Tensordyne Launches Innovative AI Inference Processor Outpacing Nvidia

By Patricia Miller

Jun 17, 2026

2 min read

Tensordyne's new AI inference processor claims to outpace Nvidia, with impressive throughput and innovative architecture.

#What is the significance of Tensordyne's new AI inference processor?

Tensordyne has made headlines with the launch of its Napier AI inference processor, which aims to revolutionize the AI hardware landscape. This startup, with locations in Sunnyvale and Munich, reveals that its TDN72 rack-scale system significantly outperforms Nvidia’s GB300 NVL72 rack. When comparing the two on DeepSeek-R1 inference workloads, Tensordyne claims its system achieves an astonishing 13 times higher throughput of tokens per second and an impressive 17 times more tokens processed per watt.

Tensordyne points out that a single rack equipped with its advanced technology can process approximately 363,000 tokens each second. In stark contrast, Nvidia's equivalent rack is reported to handle around 27,400 tokens per second for the same tasks.

#How does Tensordyne’s technology provide these advantages?

The cornerstone of Tensordyne's performance advancements lies in a logarithmic number system, known as LNS, which is implemented directly in hardware. This system transforms multiplication—traditionally a complex operation in computing—into a simpler addition process, substantially reducing the transistor count and energy consumption. While LNS has been a subject of academic research for decades, it has struggled for practical application in silicon technology until now.

The Napier chip is constructed using TSMC’s cutting-edge 3nm process node, incorporating both SRAM and HBM memory within the same package. The full rack configuration features four pods, each containing 72 chips, culminating in a total of 288 chips. The design targets a power consumption of about 120 kW, functioning efficiently under air-cooling methods instead of requiring liquid cooling.

Further enhancing its architecture, the company collaborated with Broadcom and HPE Juniper to develop a high-speed scale-up interconnect.
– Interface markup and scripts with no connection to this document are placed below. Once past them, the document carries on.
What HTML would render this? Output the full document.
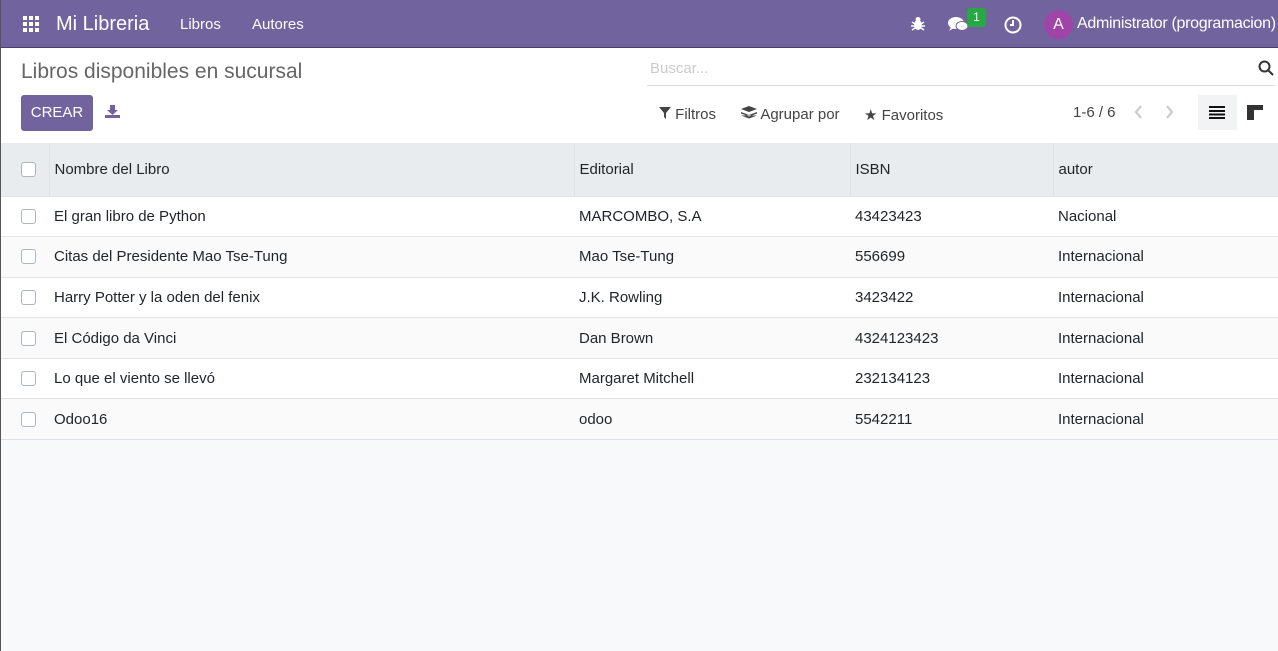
<!DOCTYPE html><html><head><meta charset="utf-8"><style>
*{box-sizing:border-box;margin:0;padding:0}
body{width:1278px;height:651px;overflow:hidden;font-family:"Liberation Sans",sans-serif;background:#f8f9fa;color:#212529;font-size:15px;border-left:1px solid #555;position:relative}
.nav{position:absolute;left:0;top:0;width:1278px;height:48px;background:#71639e;border-bottom:1px solid #4a3f6b;color:#fff}
.nav span{position:absolute;top:16px}
.cp{position:absolute;top:48px;left:0;width:1278px;height:95px;background:#fff}
.abs{position:absolute}
table{position:absolute;top:143px;left:0;width:1278px;border-collapse:collapse;background:#fff}
th{height:53px;background:#e9ecef;text-align:left;font-weight:normal;border-right:1px solid #dee2e6;padding-left:5px}
td{height:40.6px;border-top:1px solid #e3e3e3;padding-left:5px}
tr:nth-child(odd) td{background:#fafafa}
tr:last-child td{border-bottom:1px solid #dee2e6}
.cb{width:15px;height:15px;border:1px solid #adb5bd;border-radius:3px;background:#fff;margin-left:20px}
th:first-child,td:first-child{width:48px;padding:0}
</style></head><body>
<div class="nav">
<svg class="abs" style="left:22px;top:16px" width="16" height="16"><g fill="#fff"><rect x="0" y="0" width="4" height="4"/><rect x="6" y="0" width="4" height="4"/><rect x="12" y="0" width="4" height="4"/><rect x="0" y="6" width="4" height="4"/><rect x="6" y="6" width="4" height="4"/><rect x="12" y="6" width="4" height="4"/><rect x="0" y="12" width="4" height="4"/><rect x="6" y="12" width="4" height="4"/><rect x="12" y="12" width="4" height="4"/></g></svg>
<span style="left:55px;top:13px;font-size:20px">Mi Libreria</span>
<span style="left:179px">Libros</span>
<span style="left:251px">Autores</span>
<svg class="abs" style="left:910px;top:16px" width="14" height="15"><ellipse cx="7" cy="9" rx="4" ry="5" fill="#fff"/><circle cx="7" cy="3.5" r="2.5" fill="#fff"/><path d="M1 6l3 2M13 6l-3 2M0 10h3M14 10h-3M1 14l3-2M13 14l-3-2" stroke="#fff" stroke-width="1.5"/></svg>
<svg class="abs" style="left:947px;top:15px" width="22" height="18"><ellipse cx="8" cy="8" rx="8" ry="6" fill="#fff"/><path d="M3 12l-2 4 5-3z" fill="#fff"/><ellipse cx="14" cy="11" rx="6" ry="4.5" fill="#fff" stroke="#71639e" stroke-width="1"/></svg>
<div class="abs" style="left:966px;top:8px;width:19px;height:19px;background:#28a745;border-radius:3px;font-size:12px;text-align:center;line-height:18px">1</div>
<svg class="abs" style="left:1003px;top:16px" width="18" height="18"><circle cx="9" cy="9" r="7.5" fill="none" stroke="#fff" stroke-width="2"/><path d="M9 4v5H6" stroke="#fff" stroke-width="2" fill="none"/></svg>
<div class="abs" style="left:1043px;top:10px;width:29px;height:29px;border-radius:50%;background:#a044a8;text-align:center;line-height:29px;font-size:16px">A</div>
<span style="left:1076px;top:15px;font-size:16px;white-space:nowrap;letter-spacing:-0.3px">Administrator (programacion)</span>
</div>
<div class="cp">
<div class="abs" style="left:20px;top:12px;font-size:21px;color:#666">Libros disponibles en sucursal</div>
<div class="abs" style="left:20px;top:47px;width:72px;height:36px;background:#71639e;border-radius:3px;color:#fff;text-align:center;line-height:36px;font-size:15px">CREAR</div>
<svg class="abs" style="left:104px;top:57px" width="15" height="13"><path d="M5 0h5v5h3l-5.5 5L2 5h3z" fill="#71639e"/><rect x="0" y="10" width="15" height="3" fill="#71639e"/></svg>
<div class="abs" style="left:649px;top:12px;font-size:15px;color:#ccc">Buscar...</div>
<div class="abs" style="left:646px;top:37px;width:628px;border-top:1px solid #ddd"></div>
<svg class="abs" style="left:1257px;top:12px" width="16" height="16"><circle cx="6.5" cy="6.5" r="5" fill="none" stroke="#333" stroke-width="2"/><path d="M10 10l5 5" stroke="#333" stroke-width="2"/></svg>
<div class="abs" style="left:658px;top:58px;color:#444;font-size:15px">
<svg width="12" height="12"><path d="M0 0h12L7 6v6L5 10V6z" fill="#444"/></svg> Filtros</div>
<div class="abs" style="left:740px;top:58px;color:#444;font-size:15px"><svg width="16" height="13"><path d="M8 0l8 3-8 3-8-3zM0 6l8 3 8-3v1.5l-8 3-8-3zM0 9.5l8 3 8-3" fill="#444"/></svg> Agrupar por</div>
<div class="abs" style="left:863px;top:58px;color:#444;font-size:15px">★ Favoritos</div>
<div class="abs" style="left:1072px;top:56px;color:#444;font-size:15px">1-6 / 6</div>
<svg class="abs" style="left:1133px;top:57px" width="40" height="14"><path d="M7 1L2 7l5 6M33 1l5 6-5 6" stroke="#ccc" stroke-width="2.2" fill="none"/></svg>
<div class="abs" style="left:1197px;top:47px;width:39px;height:35px;background:#f2f3f4"></div>
<svg class="abs" style="left:1208px;top:58px" width="16" height="13"><path d="M0 1h16M0 5h16M0 8.5h16M0 12h16" stroke="#111" stroke-width="2"/></svg>
<svg class="abs" style="left:1246px;top:57px" width="16" height="15"><path d="M0 0h16v5h-9v10h-7z" fill="#333"/></svg>
</div>
<table>
<tr><th><div class="cb"></div></th><th style="width:525px">Nombre del Libro</th><th style="width:276px">Editorial</th><th style="width:203px">ISBN</th><th style="border-right:none">autor</th></tr>
<tr><td><div class="cb"></div></td><td>El gran libro de Python</td><td>MARCOMBO, S.A</td><td>43423423</td><td>Nacional</td></tr>
<tr><td><div class="cb"></div></td><td>Citas del Presidente Mao Tse-Tung</td><td>Mao Tse-Tung</td><td>556699</td><td>Internacional</td></tr>
<tr><td><div class="cb"></div></td><td>Harry Potter y la oden del fenix</td><td>J.K. Rowling</td><td>3423422</td><td>Internacional</td></tr>
<tr><td><div class="cb"></div></td><td>El Código da Vinci</td><td>Dan Brown</td><td>4324123423</td><td>Internacional</td></tr>
<tr><td><div class="cb"></div></td><td>Lo que el viento se llevó</td><td>Margaret Mitchell</td><td>232134123</td><td>Internacional</td></tr>
<tr><td><div class="cb"></div></td><td>Odoo16</td><td>odoo</td><td>5542211</td><td>Internacional</td></tr>
</table>
</body></html>
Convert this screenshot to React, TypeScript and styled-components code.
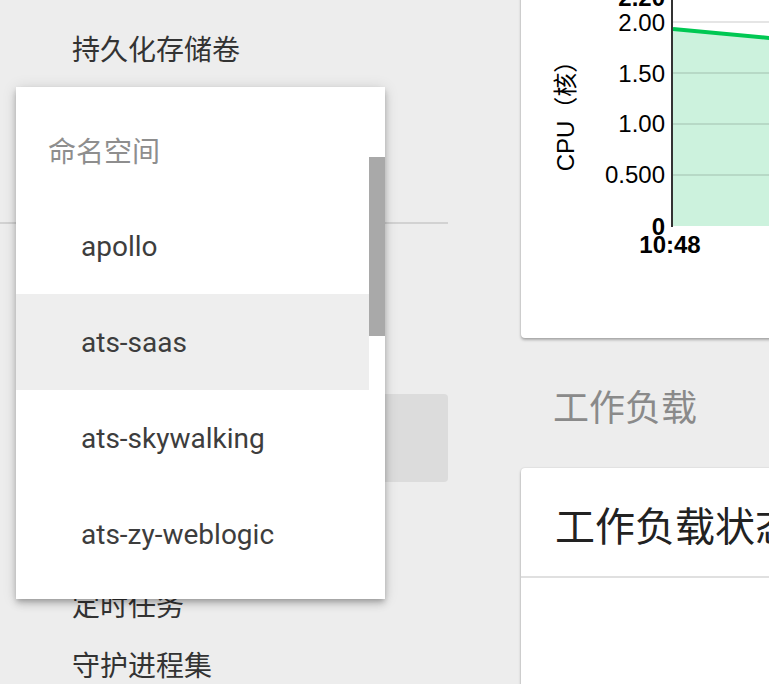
import React from "react";
import styled, { createGlobalStyle } from "styled-components";

const Global = createGlobalStyle`
  html, body { margin: 0; padding: 0; background: #ededed; }
  body { width: 769px; height: 684px; overflow: hidden; font-family: Roboto, "Noto Sans CJK SC", sans-serif; }
  #root { width: 769px; height: 684px; overflow: hidden; }
`;

const Page = styled.div`
  display: flex;
  align-items: flex-start;
  width: 769px;
  height: 684px;
  overflow: hidden;
  background: #ededed;
`;

const Sidebar = styled.nav`
  position: relative;
  flex: 0 0 448px;
  align-self: stretch;
  display: flex;
  flex-direction: column;
  padding-top: 18px;
  & > * { flex-shrink: 0; }
`;

const NavItem = styled.div<{ $gap?: number }>`
  height: 60px;
  display: flex;
  align-items: center;
  padding-left: 72px;
  margin-top: ${(p) => p.$gap ?? 0}px;
  font-family: "Noto Sans CJK SC", sans-serif;
  font-size: 28px;
  color: #333;
  white-space: nowrap;
`;

const Divider = styled.div<{ $gap: number }>`
  height: 2px;
  background: #d2d2d2;
  margin-top: ${(p) => p.$gap}px;
`;

const NamespaceField = styled.div<{ $gap: number }>`
  height: 88px;
  margin: ${(p) => p.$gap}px 0 0 16px;
  background: #dcdcdc;
  border-radius: 4px;
`;

const Menu = styled.div`
  position: absolute;
  left: 16px;
  top: 87px;
  width: 369px;
  height: 512px;
  display: flex;
  background: #fff;
  box-shadow: 0 3px 5px -1px rgba(0, 0, 0, 0.2), 0 5px 8px 0 rgba(0, 0, 0, 0.14),
    0 1px 14px 0 rgba(0, 0, 0, 0.12);
  overflow: hidden;
`;

const MenuList = styled.ul`
  flex: 1;
  margin: 0;
  padding: 15px 0 0;
  list-style: none;
  overflow: hidden;
`;

const MenuHeader = styled.li`
  height: 96px;
  display: flex;
  align-items: center;
  padding-left: 32px;
  font-family: "Noto Sans CJK SC", sans-serif;
  font-size: 28px;
  color: #8e8e8e;
`;

const MenuOption = styled.li<{ $active?: boolean }>`
  height: 96px;
  display: flex;
  align-items: center;
  padding-left: 65px;
  font-family: Roboto, sans-serif;
  font-size: 28px;
  color: #3d3d3d;
  background: ${(p) => (p.$active ? "#eeeeee" : "transparent")};
`;

const ScrollTrack = styled.div`
  flex: 0 0 16px;
  display: flex;
  flex-direction: column;
`;

const ScrollThumb = styled.div`
  margin-top: 70px;
  height: 179px;
  background: #a9a9a9;
`;

const Main = styled.main`
  flex: 0 0 auto;
  width: 700px;
  padding-left: 73px;
  margin-top: -62px;
  display: flex;
  flex-direction: column;
  & > * { flex-shrink: 0; }
`;

const Card = styled.section<{ $height: number }>`
  height: ${(p) => p.$height}px;
  background: #fff;
  border-radius: 4px;
  box-shadow: 0 2px 3px rgba(0, 0, 0, 0.28), 0 0 2px rgba(0, 0, 0, 0.14);
  overflow: hidden;
`;

const SectionTitle = styled.h2`
  margin: 43px 0 39px 32px;
  line-height: 48px;
  font-family: "Noto Sans CJK SC", sans-serif;
  font-size: 36px;
  font-weight: 400;
  color: #8a8a8a;
`;

const CardHeader = styled.header`
  height: 110px;
  box-sizing: border-box;
  padding: 28px 0 0 34px;
  border-bottom: 2px solid #e0e0e0;
  font-family: "Noto Sans CJK SC", sans-serif;
  font-size: 40px;
  line-height: 56px;
  color: #222;
  white-space: nowrap;
`;

const ChartSvg = styled.svg`
  display: block;
  font-family: Arial, "Liberation Sans", "Noto Sans CJK SC", sans-serif;
`;

const OX = 521;
const OY = -62;
const px = (x: number) => x - OX;
const py = (y: number) => y - OY;

function CpuChart() {
  const y0 = 226;
  const lineY = (x: number) => 29 + (x - 673) * 0.093;
  const xEnd = 800;
  const fill = `M${px(673)},${py(lineY(673))} L${px(xEnd)},${py(lineY(xEnd))} L${px(xEnd)},${py(y0)} L${px(673)},${py(y0)} Z`;
  const labels: [string, number][] = [
    ["2.00", 31],
    ["1.50", 81.5],
    ["1.00", 132],
    ["0.500", 183],
  ];
  return (
    <ChartSvg width={640} height={400}>
      <path d={fill} fill="#ccf2dd" />
      {[22, 73, 124, 175].map((g) => (
        <line key={g} x1={px(673)} x2={px(xEnd)} y1={py(g)} y2={py(g)} stroke="rgba(0,0,0,0.1)" strokeWidth={2} />
      ))}
      <line
        x1={px(673)}
        y1={py(lineY(673))}
        x2={px(xEnd)}
        y2={py(lineY(xEnd))}
        stroke="#00c853"
        strokeWidth={4}
      />
      <line x1={px(672)} x2={px(672)} y1={py(-20)} y2={py(227)} stroke="#333" strokeWidth={2} />
      <text x={px(665)} y={py(5.5)} textAnchor="end" fontSize={24} fontWeight={700} fill="#000">
        2.20
      </text>
      {labels.map(([t, b]) => (
        <text key={t} x={px(665)} y={py(b)} textAnchor="end" fontSize={24} fill="#000">
          {t}
        </text>
      ))}
      <text x={px(665)} y={py(235)} textAnchor="end" fontSize={24} fontWeight={700} fill="#000">
        0
      </text>
      <text x={px(670)} y={py(253)} textAnchor="middle" fontSize={24} fontWeight={700} fill="#000">
        10:48
      </text>
      <text
        x={0}
        y={0}
        transform={`translate(${px(574)}, ${py(110)}) rotate(-90)`}
        textAnchor="middle"
        fontSize={24}
        fill="#000"
      >
        CPU（核）
      </text>
    </ChartSvg>
  );
}

export default function App() {
  return (
    <>
      <Global />
      <Page>
        <Sidebar>
          <NavItem>持久化存储卷</NavItem>
          <NavItem>存储类</NavItem>
          <Divider $gap={84} />
          <NamespaceField $gap={170} />
          <NavItem $gap={32}>部署</NavItem>
          <NavItem>定时任务</NavItem>
          <NavItem>守护进程集</NavItem>
          <Menu>
            <MenuList>
              <MenuHeader>命名空间</MenuHeader>
              <MenuOption>apollo</MenuOption>
              <MenuOption $active>ats-saas</MenuOption>
              <MenuOption>ats-skywalking</MenuOption>
              <MenuOption>ats-zy-weblogic</MenuOption>
              <MenuOption>default</MenuOption>
            </MenuList>
            <ScrollTrack>
              <ScrollThumb />
            </ScrollTrack>
          </Menu>
        </Sidebar>
        <Main>
          <Card $height={400}>
            <CpuChart />
          </Card>
          <SectionTitle>工作负载</SectionTitle>
          <Card $height={320}>
            <CardHeader>工作负载状态</CardHeader>
          </Card>
        </Main>
      </Page>
    </>
  );
}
Broadcom brings crucial silicon development experience to the table while HPE Juniper contributes essential data center interconnect capabilities.

#What are the production expectations and market implications?

With over $200 million in letters of intent and evaluations already secured, Tensordyne is poised for significant growth. The company anticipates entering volume production by mid-2027, with initial product shipments slated for late 2026. This strategic timeline suggests a serious influx of demand.

Tensordyne emphasizes that deploying its rack system could translate into tens of millions of dollars more in annual revenue compared to similar Nvidia setups. The focus on inference workloads, which are generally more stable and easier to optimize than training workloads, presents a strategic advantage. By concentrating solely on inference without competing in the broader training-and-inference spectrum, Tensordyne aims to bypass some of Nvidia’s strongest market positions.

The use of TSMC’s advanced 3nm manufacturing process allows Tensordyne to compete at a comparable level to Nvidia’s forthcoming chips, suggesting that any performance benefits are likely due to innovative architecture rather than just manufacturing advantages.

Investors should keep a keen eye on third-party verification of Tensordyne’s performance claims, which is expected to be released around the time of their initial shipments in late 2026. With the competitive edge this new technology presents, the implications for the AI hardware market could be significant.

Important Notice And Disclaimer

This article does not provide any financial advice and is not a recommendation to deal in any securities or product. Investments may fall in value and an investor may lose some or all of their investment. Past performance is not an indicator of future performance.